The 100-hundred-year-old former guard has been deemed fit to stand trial for 3,518 counts of accessory to murder and currently awaits the 22 two-hour trial dates that have been set to determine his fate. This case has become important due to the decreasing amount of war criminals that can be found accountable for former crimes since many former criminals are now deceased or found not fit to stand trial. In order to be found able to stand trial, you have to be of sound mind to comprehend the nature and purpose of the legal proceedings. If prosecuted, the former guard would be expected to serve prison time. Though the amount of jail time he would serve is dependent on the trial proceedings he is still expected to serve considerable penance for his crimes. The seriousness of this case and others like it reminds us that the atrocities of history withstand the test of time. 

With the aging population of the perpetrators of war crimes from World War II, it has become an imperative effort of the German government to bring those guilty to justice.  Author Mary Fulbrook discusses the lackluster amount of Nazi conviction during the 20th Century in her book “Reckonings: Legacies of Nazi Persecution and the Quest for Justice.”  Fulbrook writes, “The total number of persons convicted under the Federal Republic for Nazi crimes was in itself fewer even than the number of people who had been employed at Auschwitz alone.”  She also blames the post-War German court systems, often populated with former Nazi party members, for the small number and lesser sentences and convictions. She later notes that the courts would often cite soldiers as “just following orders” and claiming to make prisoner’s deaths easier as factors that lessen convictions.
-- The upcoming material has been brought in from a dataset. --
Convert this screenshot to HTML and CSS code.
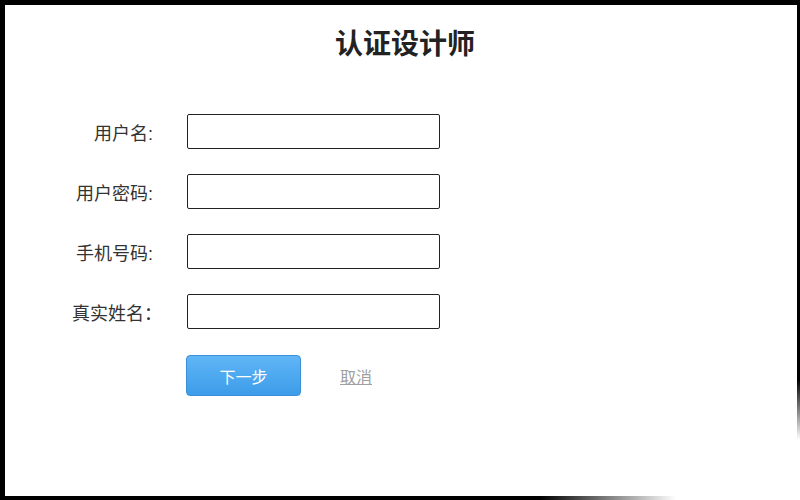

Another point Fulbrook mentions in her book is the continued recompense and intensity that newer generations with less influence from Nazism have on the finding and prosecution of former Nazis. Fulbrook explains, “New generations in the unified Federal Republic of Germany of the late twentieth and early twenty-first century have sought to make amends for the dilatory conduct of previous generations by seeking with renewed energy to try to track down and bring to court every last Nazi.” This commitment to placing accountability on war criminals serves as a permanent reminder of the value of seeking justice and the importance of remembrance—not only of the crimes perpetrated but the people who committed them and their lasting impact on humanity.